Dans le contexte actuel, la politique familiale doit être renforcée. Le taux de fécondité conjoncturel a diminué pour atteindre 1,82 enfant par femme en 2020. Si l'année 2021 marque une stabilisation, les chances d'une remontée durable sont minimes. L'exception démographique française est à terme menacée.
Certes, aucune étude n'a pu mettre en évidence un lien entre la modulation des allocations et la chute de la fécondité, mais cette modulation a démontré l'affaiblissement de la solidarité nationale en faveur des familles, alors qu'elles doivent être soutenues par une politique familiale cohérente et pérenne. Il faut, à cet effet, redonner du sens aux allocations familiales.
D'autres chantiers devront être engagés en matière d'accueil de la petite enfance et de congé parental. Ce texte est une première étape d'un renouveau de la politique familiale. (Applaudissements sur les travées des groupes Les Républicains et UC)
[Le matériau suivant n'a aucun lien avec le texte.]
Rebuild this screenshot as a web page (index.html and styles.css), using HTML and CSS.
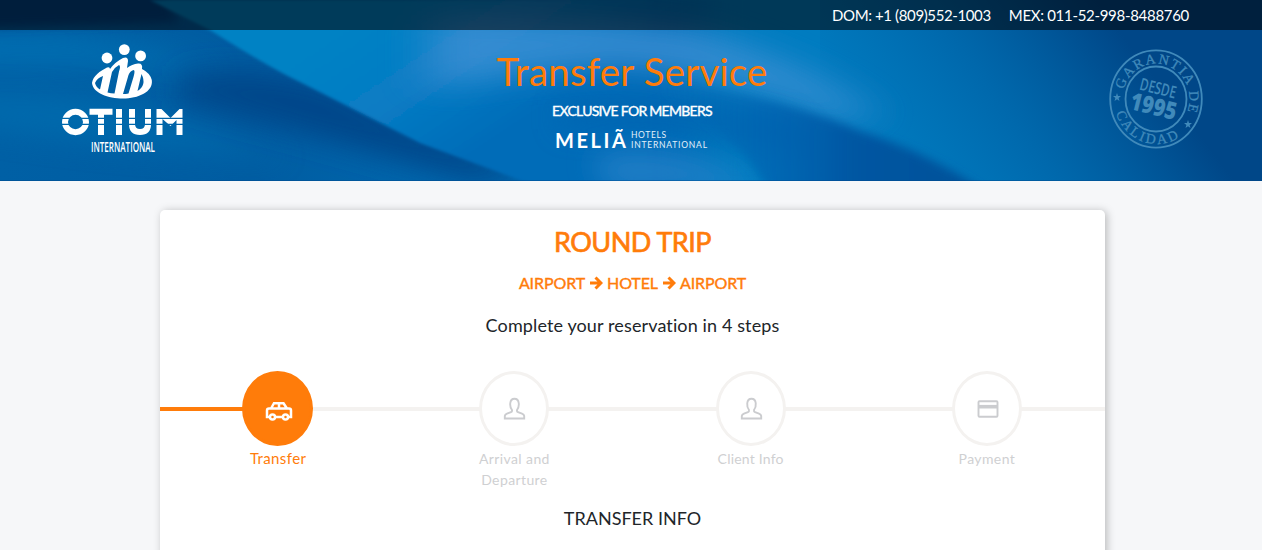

M. Adrien Taquet, secrétaire d'État, chargé de l'enfance et des familles . - Nous sommes réunis pour examiner la proposition de loi tendant à redonner un caractère universel aux allocations familiales pour, je cite, « relancer la natalité dans notre pays et redonner du sens à notre politique familiale ». La période est sans doute propice aux propositions démagogiques. Ce n'est pas le cas ici, mais je ne partage pas l'esprit du texte. Il est utile cependant d'en débattre, à l'heure où les positions vont se polariser sur les allocations familiales et le quotient familial.
Le sujet n'est pas neutre. La modulation, datant de 2015, n'est pas le fait du Gouvernement. Elle préserve en réalité le principe d'universalité tout en poursuivant un objectif de justice sociale. Elle ne concerne en outre que 10 % des bénéficiaires et permet de concentrer la solidarité nationale vers les ménages les plus nécessiteux. L'Insee montre que la redistribution horizontale et verticale porte ses fruits.
L'impact des allocations familiales sur la natalité, en outre, n'est pas démontré en France comme dans les autres pays de l'OCDE. Nous restons en tête de ces pays en matière de natalité.
Aussi, je ne peux que m'inscrire en faux en écoutant les propos de certains candidats.
Le niveau de vie et les incertitudes économiques jouent davantage que les allocations familiales sur le taux de natalité, autant que des facteurs démographiques et sociétaux. Il faut donc actionner ces différents leviers, ce que le Gouvernement a fait depuis 2017.
Les débats, pendant trente ans, se sont concentrés sur les aides financières. Il faut répondre aux nouvelles attentes des parents, notamment en matière de conciliation entre vie familiale et vie professionnelle. Nous devons construire une société plus accueillante pour les familles et lutter contre les inégalités de destin qui touchent encore trop d'enfants dans notre pays.
Il n'est pas toujours aisé d'être parents - c'est ce que nous disent la moitié d'entre eux - et il convient de les accompagner dès les premiers temps de la parentalité. Près de 20 % des femmes sont touchées par la dépression post-partum. Tel est le sens de la politique des « 1 000 premiers jours », pendant lesquels beaucoup se joue, comme l'a rappelé Boris Cyrulnik.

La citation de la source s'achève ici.